* _PROBLEM TO SOLVE_:
Leave out all pictures. Return exactly the lines from the top of the material through the line containing "const grade: Ev".

══════════

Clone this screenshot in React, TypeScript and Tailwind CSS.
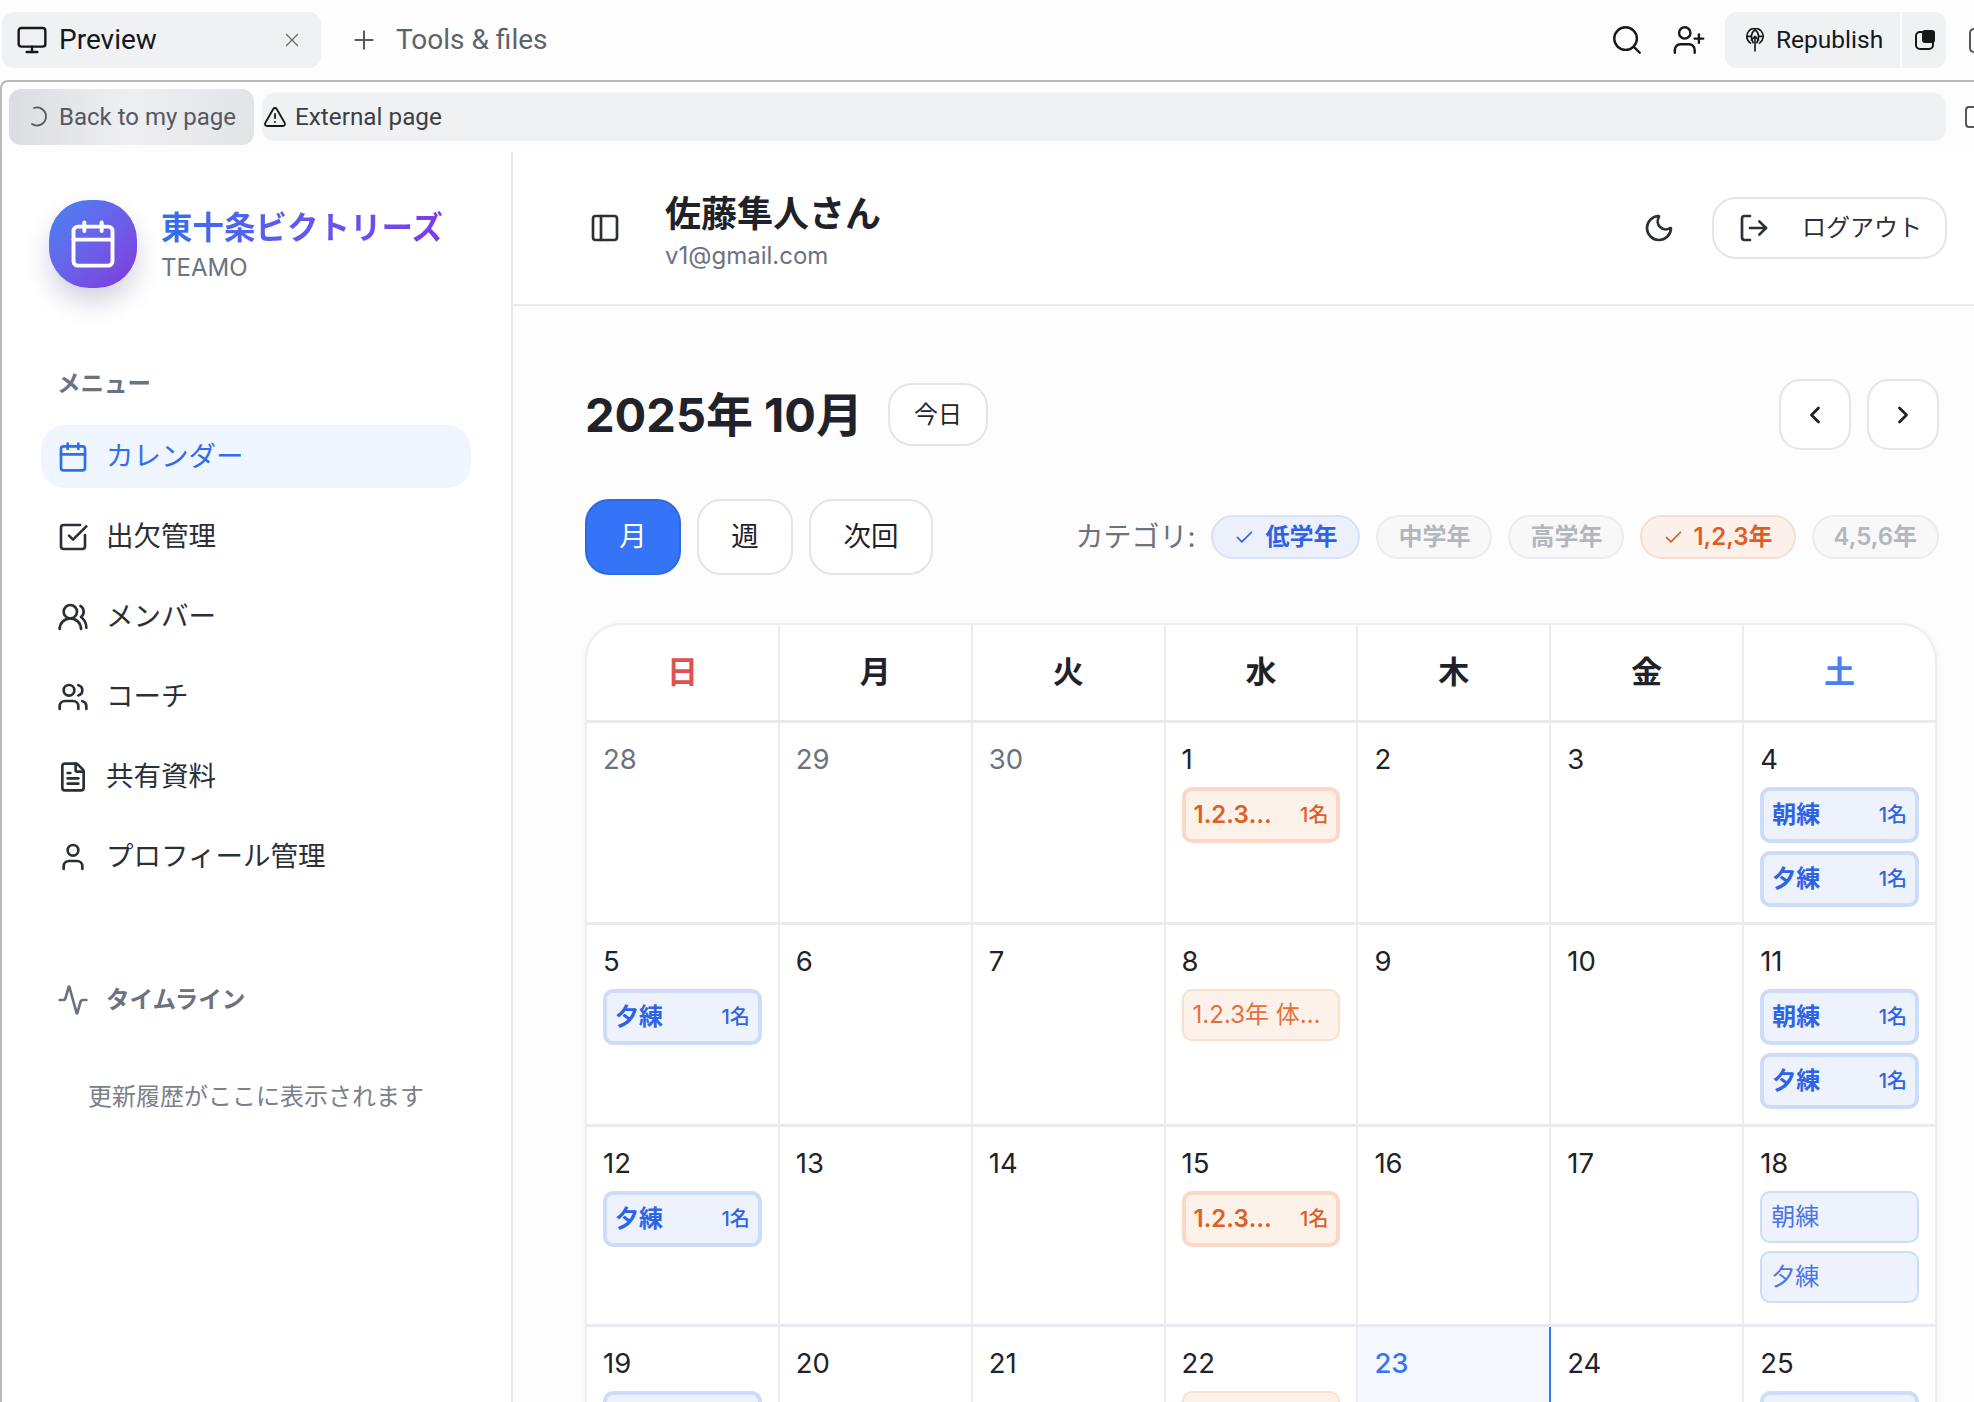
import { Activity, Calendar, Check, ChevronLeft, ChevronRight, FileText, LogOut, Monitor, Moon, PanelLeft, Plus, Search, SquareCheckBig, TriangleAlert, User, UserPlus, Users, UsersRound, X } from 'lucide-react'

type Ev = { name: string; kind: 'blue' | 'orange'; strong: boolean; count?: string }

type Day = { n: number; muted?: boolean; today?: boolean; events?: Ev[] }

const morning: Ev = { name: '朝練', kind: 'blue', strong: true, count: '1名' }
const evening: Ev = { name: '夕練', kind: 'blue', strong: true, count: '1名' }
const grade: Ev = { name: '1.2.3年 体験練習', kind: 'orange', strong: true, count: '1名' }

const days: Day[] = [
  { n: 28, muted: true }, { n: 29, muted: true }, { n: 30, muted: true },
  { n: 1, events: [grade] }, { n: 2 }, { n: 3 }, { n: 4, events: [morning, evening] },
  { n: 5, events: [evening] }, { n: 6 }, { n: 7 },
  { n: 8, events: [{ name: '1.2.3年 体験練習', kind: 'orange', strong: false }] }, { n: 9 }, { n: 10 }, { n: 11, events: [morning, evening] },
  { n: 12, events: [evening] }, { n: 13 }, { n: 14 }, { n: 15, events: [grade] }, { n: 16 }, { n: 17 },
  { n: 18, events: [{ name: '朝練', kind: 'blue', strong: false }, { name: '夕練', kind: 'blue', strong: false }] },
  { n: 19, events: [evening] }, { n: 20 }, { n: 21 },
  { n: 22, events: [{ name: '1.2.3年 体験練習', kind: 'orange', strong: false }] }, { n: 23, today: true }, { n: 24 }, { n: 25, events: [morning, evening] },
]

const menu = [
  { label: '出欠管理', icon: SquareCheckBig },
  { label: 'メンバー', icon: UsersRound },
  { label: 'コーチ', icon: Users },
  { label: '共有資料', icon: FileText },
  { label: 'プロフィール管理', icon: User },
]

function EventChip({ ev }: { ev: Ev }) {
  const color = ev.kind === 'blue'
    ? ev.strong ? 'border-[#cddcf9] bg-[#edf2fd] text-[#2f63e6]' : 'border-[#cddcf9] bg-[#edf2fd] text-[#4a74e8]'
    : ev.strong ? 'border-[#f9d9c6] bg-[#fdf2ea] text-[#dd5f26]' : 'border-[#f9dfcf] bg-[#fdf2ea] text-[#e4703c]'
  return (
    <div className={`flex w-full items-center gap-[18px] rounded-[10px] ${color} ${ev.strong ? 'h-[56px] border-4 px-[8px]' : 'h-[52px] border-2 px-[9px]'}`}>
      <span className={`min-w-0 flex-1 truncate text-[24px] ${ev.strong ? 'font-semibold' : 'font-normal'}`}>{ev.name}</span>
      {ev.count && <span className="shrink-0 text-[20px] font-medium">{ev.count}</span>}
    </div>
  )
}

function DayCell({ day, index }: { day: Day; index: number }) {
  const rowHeight = index >= 14 && index < 21 ? 'h-[200px]' : 'h-[202px]'
  return (
    <div className={`flex flex-col border-b-[3px] border-r-2 border-b-[#e9e9ef] px-[16px] pt-[16px] ${rowHeight} ${day.today ? 'border-r-[#3574f6] bg-[#f5f8ff]' : 'border-r-[#ebebf0] bg-white'}`}>
      <div className={`mb-[7px] h-[41px] text-[27.5px] leading-[41px] ${day.muted ? 'text-[#6b7280]' : day.today ? 'font-medium text-[#3574f6]' : 'text-[#1f2329]'}`}>{day.n}</div>
      <div className="flex flex-col gap-2">
        {day.events?.map((ev, i) => <EventChip key={i} ev={ev} />)}
      </div>
    </div>
  )
}

function GlobeUp() {
  return (
    <svg width="20" height="24" viewBox="0 0 22 26" fill="none" stroke="currentColor" strokeWidth="1.8" strokeLinecap="round" strokeLinejoin="round">
      <path d="M6 16.500A9 9 0 1 1 16 16.500" />
      <path d="M2 9h5M15 9h5" />
      <path d="M11 1.500C8 4 7 7 7 9c0 2.500.8 5 2 7M11 1.500C14 4 15 7 15 9c0 2.500-.8 5-2 7" />
      <path d="M11 25V9M7 13l4-4 4 4" />
    </svg>
  )
}

function Chip({ label, on }: { label: string; on?: 'blue' | 'orange' }) {
  const cls = on === 'blue'
    ? 'border-[#d8e2f6] bg-[#ebf0fb] text-[#2f63e6] font-semibold px-[21px] gap-[10px]'
    : on === 'orange'
      ? 'border-[#f5dfd2] bg-[#fcf1ea] text-[#dd5f26] font-semibold px-[21px] gap-[9px]'
      : 'border-[#ececf0] bg-[#f8f8f9] text-[#b3b6bd] font-semibold px-[20px]'
  return (
    <div className={`flex h-[44px] items-center rounded-full border-2 text-[24px] ${cls}`}>
      {on && <Check size={21} strokeWidth={2} />}
      <span>{label}</span>
    </div>
  )
}

export default function App() {
  return (
    <div className="h-screen w-screen overflow-hidden bg-[#fdfdfd] font-['Inter','Noto_Sans_CJK_JP',sans-serif] text-[#1f2329]">
      {/* outer tool bar */}
      <div className="flex h-20 items-center pl-[2px] font-['Roboto','Noto_Sans',sans-serif]">
        <div className="flex h-[56px] w-[319px] items-center rounded-xl bg-[#f0f1f3] pl-[14px] pr-[18px]">
          <Monitor size={32} strokeWidth={1.8} className="text-[#16181c]" />
          <span className="ml-[11px] flex-1 text-[28px] text-[#16181c]">Preview</span>
          <X size={22} strokeWidth={1.4} className="text-[#6b6f76]" />
        </div>
        <Plus size={30} strokeWidth={1.6} className="ml-[28px] text-[#55595f]" />
        <span className="ml-[17px] flex-1 text-[28px] text-[#5f6368]">Tools &amp; files</span>
        <Search size={34} strokeWidth={1.7} className="text-[#16181c]" />
        <UserPlus size={34} strokeWidth={1.7} className="ml-[28px] text-[#16181c]" />
        <div className="ml-[19px] flex h-[56px] w-[175px] items-center rounded-l-xl bg-[#f0f1f3] pl-[20px] text-[#16181c]">
          <GlobeUp />
          <span className="ml-[11px] text-[24.5px]">Republish</span>
        </div>
        <div className="ml-[2px] flex h-[56px] w-[44px] items-center justify-center rounded-r-xl bg-[#f0f1f3]">
          <div className="relative h-[19px] w-[19px] rounded-[5px] border-2 border-[#16181c]">
            <div className="absolute -right-[3px] -top-[3px] h-[13px] w-[13px] rounded-[3px] bg-[#16181c]" />
          </div>
        </div>
        <div className="ml-[23px] h-[25px] w-[5px] rounded-l-[5px] border-y-2 border-l-2 border-[#55595f]" />
      </div>

      {/* framed preview */}
      <div className="h-[1322px] rounded-tl-lg border-l-2 border-t-2 border-[#b9b9b9]">
        {/* url bar */}
        <div className="flex h-[70px] items-center gap-[8px] pl-[7px] font-['Roboto','Noto_Sans',sans-serif]">
          <div className="flex h-[56px] w-[245px] shrink-0 items-center rounded-xl bg-gradient-to-r from-[#dcdde0] via-[#eeeff1] to-[#e3e4e7] pl-[20px] text-[#55595f]">
            <svg width="20" height="24" viewBox="0 0 20 24" fill="none" stroke="currentColor" strokeWidth="1.8" strokeLinecap="round"><path d="M5 3a9 9 0 1 1-2 16" /></svg>
            <span className="ml-[10px] text-[24px]">Back to my page</span>
          </div>
          <div className="flex h-[48px] w-[1684px] shrink-0 items-center rounded-xl bg-[#f0f1f3] pl-[1px] text-[#3b3f45]">
            <TriangleAlert size={24} strokeWidth={1.8} className="text-[#16181c]" />
            <span className="ml-[8px] text-[24.300px]">External page</span>
          </div>
          <div className="ml-[11px] h-[22px] w-[9px] shrink-0 rounded-l-[4px] border-y-2 border-l-2 border-[#55595f]" />
        </div>

        <div className="flex h-[1250px]">
          {/* sidebar */}
          <aside className="w-[511px] shrink-0 border-r-2 border-[#e9e9ef] bg-white pl-[39px] pr-[40px] pt-[48px]">
            <div className="ml-[8px] flex items-center gap-[24px]">
              <div className="flex h-[88px] w-[88px] items-center justify-center rounded-[40px] bg-gradient-to-br from-[#3f83f4] to-[#7e35dd] shadow-[0_14px_24px_rgba(60,60,120,0.22)]">
                <Calendar size={52} strokeWidth={1.8} className="text-white" />
              </div>
              <div className="pt-[2px]">
                <div className="bg-gradient-to-r from-[#2f6fed] to-[#7c3aed] bg-clip-text text-[31.5px] font-semibold leading-[46px] text-transparent">東十条ビクトリーズ</div>
                <div className="text-[24px] leading-[34px] text-[#6b7280]">TEAMO</div>
              </div>
            </div>

            <div className="ml-[16px] mt-[78px] h-[36px] text-[23.5px] font-semibold leading-[36px] text-[#6b7280]">メニュー</div>
            <div className="mt-[23px] flex flex-col gap-[17px]">
              <div className="flex h-[63px] items-center gap-[17px] rounded-3xl bg-[#eff6ff] px-[16px] text-[#2f6fed]">
                <Calendar size={32} strokeWidth={2} />
                <span className="text-[27.5px]">カレンダー</span>
              </div>
              {menu.map((item) => (
                <div key={item.label} className="flex h-[63px] items-center gap-[17px] rounded-3xl px-[16px] text-[#2b2f36]">
                  <item.icon size={32} strokeWidth={2} />
                  <span className="text-[27.5px]">{item.label}</span>
                </div>
              ))}
            </div>

            <div className="ml-[16px] mt-[90px] flex h-[44px] items-center gap-[17px] text-[#6b7280]">
              <Activity size={32} strokeWidth={2} />
              <span className="text-[23.5px] font-semibold">タイムライン</span>
            </div>
            <div className="mt-[57px] text-center text-[24px] leading-[36px] text-[#7b808a]">更新履歴がここに表示されます</div>
          </aside>

          {/* main */}
          <main className="min-w-0 flex-1">
            <header className="flex h-[154px] items-center border-b-2 border-[#e9e9ef] bg-white pl-[76px] pr-[27px]">
              <PanelLeft size={32} strokeWidth={2} className="text-[#2b2f36]" />
              <div className="ml-[44px] flex-1 pt-[5px]">
                <div className="text-[36px] font-semibold leading-[50px]">佐藤隼人さん</div>
                <div className="text-[24px] leading-[34px] text-[#6b7280]">v1@gmail.com</div>
              </div>
              <Moon size={32} strokeWidth={2} className="text-[#2b2f36]" />
              <button className="ml-[37px] flex h-[62px] w-[235px] items-center rounded-3xl border-2 border-[#e5e5e8] pl-[24px] text-[#2b2f36]">
                <LogOut size={32} strokeWidth={2} />
                <span className="ml-[32px] text-[24px]">ログアウト</span>
              </button>
            </header>

            <div className="pl-[72px] pr-[35px] pt-[73px]">
              <div className="flex h-[71px] items-center">
                <h1 className="text-[47px] font-bold leading-none">2025年 10月</h1>
                <button className="ml-[25px] h-[63px] w-[100px] rounded-3xl border-2 border-[#e5e5e8] bg-white text-[24px]">今日</button>
                <div className="ml-auto flex gap-[16px]">
                  <button className="flex h-[71px] w-[72px] items-center justify-center rounded-[22px] border-2 border-[#e5e5e8] bg-white"><ChevronLeft size={28} strokeWidth={2.4} /></button>
                  <button className="flex h-[71px] w-[72px] items-center justify-center rounded-[22px] border-2 border-[#e5e5e8] bg-white"><ChevronRight size={28} strokeWidth={2.4} /></button>
                </div>
              </div>

              <div className="mt-[49px] flex h-[76px] items-center">
                <button className="h-[76px] w-[96px] rounded-3xl border-2 border-[#2f68e6] bg-[#3574f6] text-[27.5px] text-white">月</button>
                <button className="ml-[16px] h-[76px] w-[96px] rounded-3xl border-2 border-[#e5e5e8] bg-white text-[27.5px]">週</button>
                <button className="ml-[16px] h-[76px] w-[124px] rounded-3xl border-2 border-[#e5e5e8] bg-white text-[27.5px]">次回</button>
                <div className="ml-auto flex items-center gap-[16px]">
                  <span className="text-[28px] text-[#6b7280]">カテゴリ:</span>
                  <Chip label="低学年" on="blue" />
                  <Chip label="中学年" />
                  <Chip label="高学年" />
                  <Chip label="1,2,3年" on="orange" />
                  <Chip label="4,5,6年" />
                </div>
              </div>

              {/* calendar */}
              <div className="mt-[48px] w-[1352px] rounded-t-[36px] border-l-2 border-t-2 border-[#eeeef2] bg-white shadow-[0_2px_8px_rgba(0,0,0,0.05)]">
                <div className="grid grid-cols-7">
                  {['日', '月', '火', '水', '木', '金', '土'].map((d, i) => (
                    <div key={d} className={`flex h-[98px] items-center justify-center border-b-[3px] border-r-2 border-b-[#e9e9ef] border-r-[#ebebf0] text-[31px] font-semibold ${i === 6 ? 'rounded-tr-[36px]' : ''} ${i === 0 ? 'text-[#e05252]' : i === 6 ? 'text-[#4a80f0]' : 'text-[#1f2329]'}`}>{d}</div>
                  ))}
                  {days.map((day, i) => <DayCell key={i} day={day} index={i} />)}
                </div>
              </div>
            </div>
          </main>
        </div>
      </div>
    </div>
  )
}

══════════

* _TASK ANSWER_:
Clone this screenshot in React, TypeScript and Tailwind CSS.
import { Activity, Calendar, Check, ChevronLeft, ChevronRight, FileText, LogOut, Monitor, Moon, PanelLeft, Plus, Search, SquareCheckBig, TriangleAlert, User, UserPlus, Users, UsersRound, X } from 'lucide-react'

type Ev = { name: string; kind: 'blue' | 'orange'; strong: boolean; count?: string }

type Day = { n: number; muted?: boolean; today?: boolean; events?: Ev[] }

const morning: Ev = { name: '朝練', kind: 'blue', strong: true, count: '1名' }
const evening: Ev = { name: '夕練', kind: 'blue', strong: true, count: '1名' }
const grade: Ev = { name: '1.2.3年 体験練習', kind: 'orange', strong: true, count: '1名' }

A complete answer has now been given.